Search the material below for the word "styles". Copy every line that has it.

## BEGIN RECORDED DATA

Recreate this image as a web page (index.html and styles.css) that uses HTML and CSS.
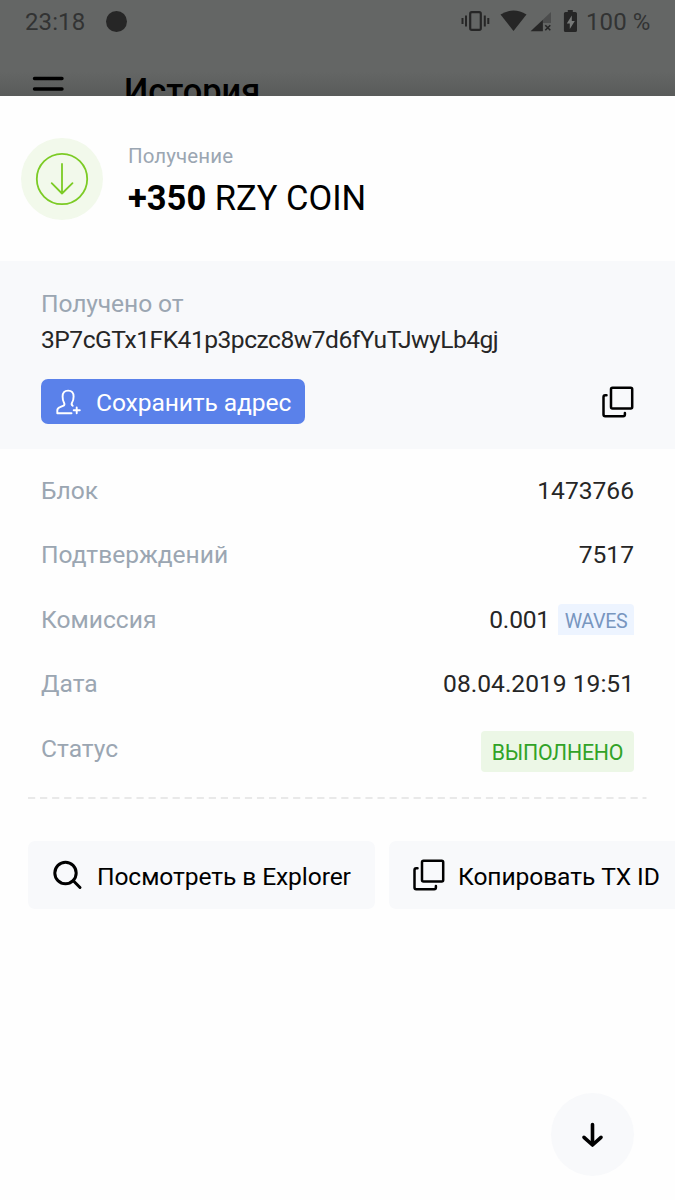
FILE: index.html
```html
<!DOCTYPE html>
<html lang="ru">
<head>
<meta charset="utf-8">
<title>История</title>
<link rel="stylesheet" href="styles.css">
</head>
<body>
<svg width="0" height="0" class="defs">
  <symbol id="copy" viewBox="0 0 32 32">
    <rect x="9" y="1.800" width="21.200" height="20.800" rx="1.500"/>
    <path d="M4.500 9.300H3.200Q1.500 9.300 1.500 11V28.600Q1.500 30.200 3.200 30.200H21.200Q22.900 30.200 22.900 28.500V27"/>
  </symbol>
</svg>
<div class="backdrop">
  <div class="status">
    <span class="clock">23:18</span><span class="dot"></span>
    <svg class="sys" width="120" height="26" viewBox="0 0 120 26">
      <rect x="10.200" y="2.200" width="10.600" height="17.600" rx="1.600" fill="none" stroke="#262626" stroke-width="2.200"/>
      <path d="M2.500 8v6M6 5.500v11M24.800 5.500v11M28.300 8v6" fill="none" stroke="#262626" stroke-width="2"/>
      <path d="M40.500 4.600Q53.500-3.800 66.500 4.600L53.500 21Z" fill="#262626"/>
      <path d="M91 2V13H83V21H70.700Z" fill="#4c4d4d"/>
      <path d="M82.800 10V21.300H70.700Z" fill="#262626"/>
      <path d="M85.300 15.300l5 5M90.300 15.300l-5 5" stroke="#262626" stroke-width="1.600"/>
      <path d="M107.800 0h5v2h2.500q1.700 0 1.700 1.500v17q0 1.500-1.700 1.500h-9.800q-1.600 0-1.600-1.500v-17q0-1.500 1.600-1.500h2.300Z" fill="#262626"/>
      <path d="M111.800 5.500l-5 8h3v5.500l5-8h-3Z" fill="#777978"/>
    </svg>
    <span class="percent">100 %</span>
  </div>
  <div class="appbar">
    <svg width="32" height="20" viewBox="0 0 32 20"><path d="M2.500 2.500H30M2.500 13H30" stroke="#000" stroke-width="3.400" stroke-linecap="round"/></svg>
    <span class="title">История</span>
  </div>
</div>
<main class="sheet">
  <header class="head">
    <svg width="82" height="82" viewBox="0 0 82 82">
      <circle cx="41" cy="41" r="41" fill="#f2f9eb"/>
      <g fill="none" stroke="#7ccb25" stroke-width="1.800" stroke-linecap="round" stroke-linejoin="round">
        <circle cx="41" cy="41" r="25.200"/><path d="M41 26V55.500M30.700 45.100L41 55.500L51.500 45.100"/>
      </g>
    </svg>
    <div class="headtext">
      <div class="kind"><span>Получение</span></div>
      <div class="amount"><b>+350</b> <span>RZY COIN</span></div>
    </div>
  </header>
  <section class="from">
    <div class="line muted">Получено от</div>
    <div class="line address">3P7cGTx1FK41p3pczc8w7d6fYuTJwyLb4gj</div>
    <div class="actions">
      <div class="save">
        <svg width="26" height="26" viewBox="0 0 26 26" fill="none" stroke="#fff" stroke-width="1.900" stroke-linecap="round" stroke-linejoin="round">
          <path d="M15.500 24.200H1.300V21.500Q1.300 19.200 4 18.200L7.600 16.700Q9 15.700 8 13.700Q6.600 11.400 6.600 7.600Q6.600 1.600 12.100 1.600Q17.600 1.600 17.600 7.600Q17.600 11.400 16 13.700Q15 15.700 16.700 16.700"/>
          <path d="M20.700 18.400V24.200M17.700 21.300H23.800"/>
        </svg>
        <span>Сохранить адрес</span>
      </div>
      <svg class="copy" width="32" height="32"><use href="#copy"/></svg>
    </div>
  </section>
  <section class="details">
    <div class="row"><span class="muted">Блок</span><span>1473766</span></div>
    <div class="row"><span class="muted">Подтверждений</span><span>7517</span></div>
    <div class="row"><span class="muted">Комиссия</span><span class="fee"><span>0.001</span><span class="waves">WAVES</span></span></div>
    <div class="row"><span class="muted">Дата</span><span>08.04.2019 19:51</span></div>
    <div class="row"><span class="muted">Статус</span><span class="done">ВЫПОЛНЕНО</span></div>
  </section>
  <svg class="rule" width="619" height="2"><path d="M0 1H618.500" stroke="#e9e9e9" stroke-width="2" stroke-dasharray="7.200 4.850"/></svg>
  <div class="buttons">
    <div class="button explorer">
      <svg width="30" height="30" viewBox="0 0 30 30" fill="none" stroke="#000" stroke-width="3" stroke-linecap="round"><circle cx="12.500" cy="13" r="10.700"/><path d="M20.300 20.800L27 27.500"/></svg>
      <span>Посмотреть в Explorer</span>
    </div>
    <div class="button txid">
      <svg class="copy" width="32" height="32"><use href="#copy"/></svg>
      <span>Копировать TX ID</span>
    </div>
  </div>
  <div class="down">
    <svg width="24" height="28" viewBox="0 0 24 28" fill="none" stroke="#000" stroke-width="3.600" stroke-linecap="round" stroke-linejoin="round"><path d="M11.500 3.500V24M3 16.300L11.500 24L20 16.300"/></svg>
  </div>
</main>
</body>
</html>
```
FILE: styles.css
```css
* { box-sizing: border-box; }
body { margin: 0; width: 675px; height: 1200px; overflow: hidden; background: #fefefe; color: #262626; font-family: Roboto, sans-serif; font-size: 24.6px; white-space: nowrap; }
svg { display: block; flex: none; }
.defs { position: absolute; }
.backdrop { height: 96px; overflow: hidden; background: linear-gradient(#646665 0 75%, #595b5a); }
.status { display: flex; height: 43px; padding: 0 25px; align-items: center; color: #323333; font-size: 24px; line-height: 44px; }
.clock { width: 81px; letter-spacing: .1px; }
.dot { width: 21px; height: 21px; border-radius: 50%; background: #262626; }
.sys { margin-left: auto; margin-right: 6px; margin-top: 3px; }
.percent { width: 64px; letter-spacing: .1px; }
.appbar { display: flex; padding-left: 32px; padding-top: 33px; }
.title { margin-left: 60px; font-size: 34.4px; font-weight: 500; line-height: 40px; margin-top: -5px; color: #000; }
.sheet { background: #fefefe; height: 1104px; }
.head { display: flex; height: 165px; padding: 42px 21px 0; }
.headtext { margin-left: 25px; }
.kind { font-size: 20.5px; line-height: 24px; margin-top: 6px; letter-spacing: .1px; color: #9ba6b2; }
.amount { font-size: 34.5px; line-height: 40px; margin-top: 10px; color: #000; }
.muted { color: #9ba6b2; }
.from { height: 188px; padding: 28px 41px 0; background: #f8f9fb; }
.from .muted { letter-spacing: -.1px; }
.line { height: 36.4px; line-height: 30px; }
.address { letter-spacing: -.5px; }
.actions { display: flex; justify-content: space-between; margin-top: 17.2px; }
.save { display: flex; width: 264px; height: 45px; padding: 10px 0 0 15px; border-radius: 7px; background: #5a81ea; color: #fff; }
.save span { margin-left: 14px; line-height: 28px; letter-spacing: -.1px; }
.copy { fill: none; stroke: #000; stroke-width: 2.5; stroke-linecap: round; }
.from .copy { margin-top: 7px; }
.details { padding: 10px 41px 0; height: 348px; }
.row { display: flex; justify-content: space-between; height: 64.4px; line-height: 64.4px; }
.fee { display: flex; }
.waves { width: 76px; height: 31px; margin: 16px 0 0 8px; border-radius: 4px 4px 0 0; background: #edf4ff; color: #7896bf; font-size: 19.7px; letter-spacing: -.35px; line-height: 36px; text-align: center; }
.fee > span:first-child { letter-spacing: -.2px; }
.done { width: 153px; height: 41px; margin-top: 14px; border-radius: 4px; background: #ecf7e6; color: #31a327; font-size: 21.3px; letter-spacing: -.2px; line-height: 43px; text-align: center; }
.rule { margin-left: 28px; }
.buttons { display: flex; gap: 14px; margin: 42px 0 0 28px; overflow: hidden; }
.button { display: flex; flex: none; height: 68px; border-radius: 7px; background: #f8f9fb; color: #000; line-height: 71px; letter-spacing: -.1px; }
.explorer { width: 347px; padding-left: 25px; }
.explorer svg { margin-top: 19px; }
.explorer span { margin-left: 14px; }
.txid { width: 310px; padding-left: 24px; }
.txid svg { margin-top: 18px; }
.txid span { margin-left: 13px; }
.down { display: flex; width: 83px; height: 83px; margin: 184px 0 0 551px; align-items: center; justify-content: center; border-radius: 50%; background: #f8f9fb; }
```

## END RECORDED DATA

ANSWER TO THIS EXERCISE
Recreate this image as a web page (index.html and styles.css) that uses HTML and CSS.
<link rel="stylesheet" href="styles.css">
FILE: styles.css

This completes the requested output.